Bite Buddy is built specifically for the use cases Slang AI doesn't cover: POS-integrated phone ordering, sub-1-second AI responses, unlimited calls on a flat rate, and multi-location management from a single dashboard. If you're evaluating voice AI for a restaurant that actually takes orders over the phone, it's worth a look. You can book a 15-minute demo to see the full order flow live.
Bottom Line: Who Slang AI Is and Isn't For
Slang AI is a well-built product that does exactly what it is designed to do. The problem is that what it is designed to do — handle FAQ calls and redirect order callers to your website — is often not what restaurant operators expect when they hear "AI phone ordering system."

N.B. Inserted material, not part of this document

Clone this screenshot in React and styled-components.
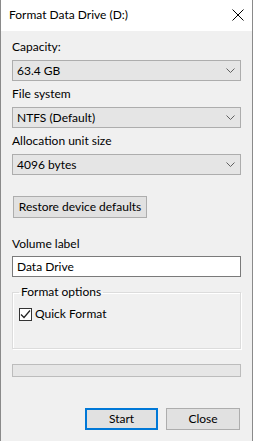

Slang AI is a good fit if: You run a single fast-casual location with a simple, stable menu. Your call volume is under 200 calls per month. Most of your calls are informational or reservation-based, not orders. Your customer base is comfortable with digital ordering.
Slang AI is not the right tool if: You need phone orders to complete over the phone and land in your POS. You handle 300+ calls per month and per-minute billing compounds on you. You run multiple locations and need centralized management. Your customers are not smartphone-comfortable. Your menu has complex modifier logic.
The verdict: Slang AI is a capable FAQ and reservation AI at the right price point for low-volume, simple-menu restaurants. For anything more operationally demanding, it is a stepping stone — not the destination. Evaluate accordingly, and make sure the product you choose is actually taking orders, not just answering questions and sending links.